At the same time, we are very much aware of the realities which our loved ones have to frequently face in our former home. For many of us, we have been there and experienced them first-hand. On a greater scale, a part of us still hurts knowing the sufferings they experience are not because they don’t have the ability to improve themselves. Rather, their plight is caused by a system which forces them to succumb to become a part of society’s lowest strata. An integral part of this system, as Mr. Montelibano contends, failed them:

"The elemental purpose of education is to add knowledge and skills, including the proper use of the English language among others. Yet, the products of an educational system, which shone around Asia as the most proficient in English, oversaw the degradation of a whole culture and value system. Today, poverty has deepened like no other time, reflecting the awesome superiority of exploitation over human concern and social justice. And today, as well, the corruption of a nation has become a gaudy headgear that is noticed by the whole world.

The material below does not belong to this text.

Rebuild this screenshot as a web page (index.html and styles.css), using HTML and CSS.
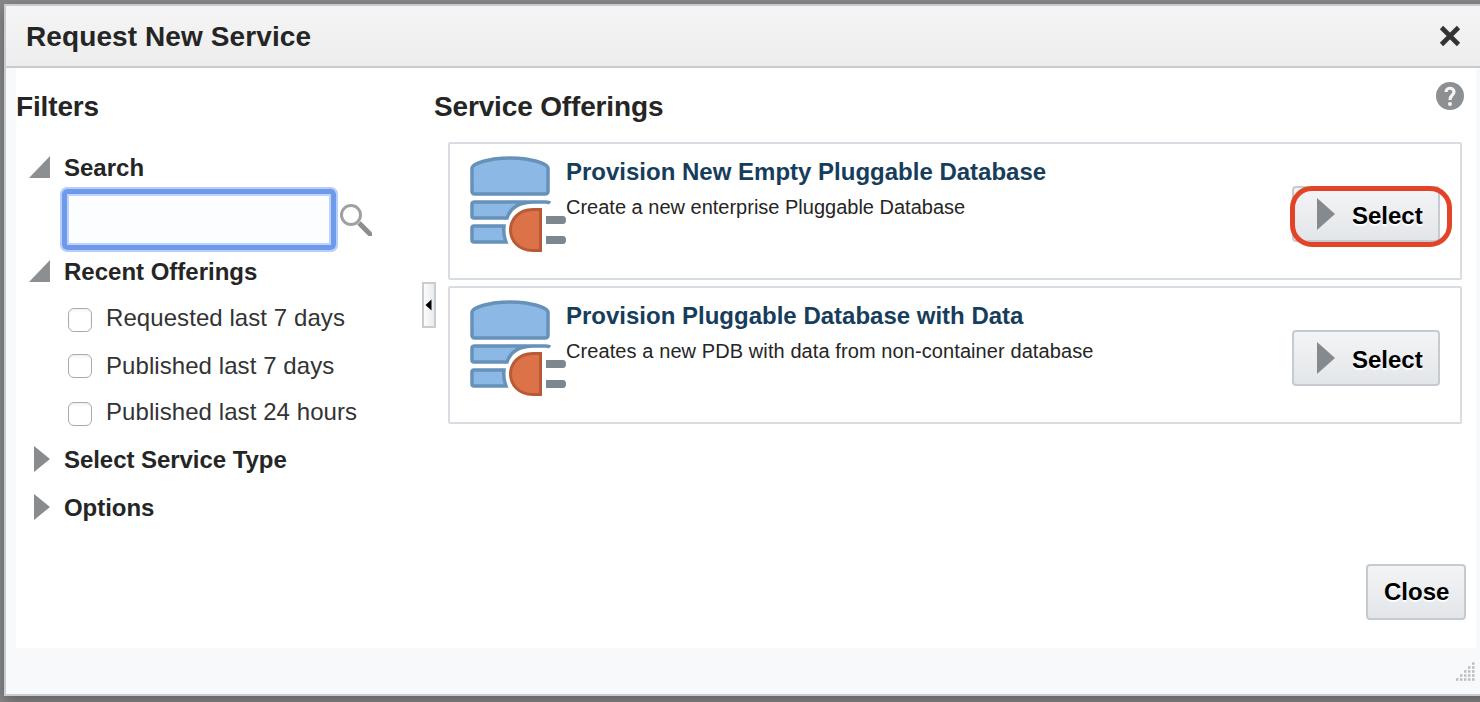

The products of what is deemed as a superior educational environment became the generations that ushered an abundant and Christian nation into one impoverished and highly immoral. Superior education abdicated its higher purpose, trading it for flashy forms and rotten substance. Those who did not engage in the commission of wrong did little to stop it, or simply ran away."

Fortunately, we have many reasons to remain optimistic. We can choose NOT to run away. We can choose to make the most of what we have to make the lives of others better. We are part of a new wave of thinking, like Mr. Pasion and others, who will utilize our success because of our education and life experiences to take on “a higher purpose.”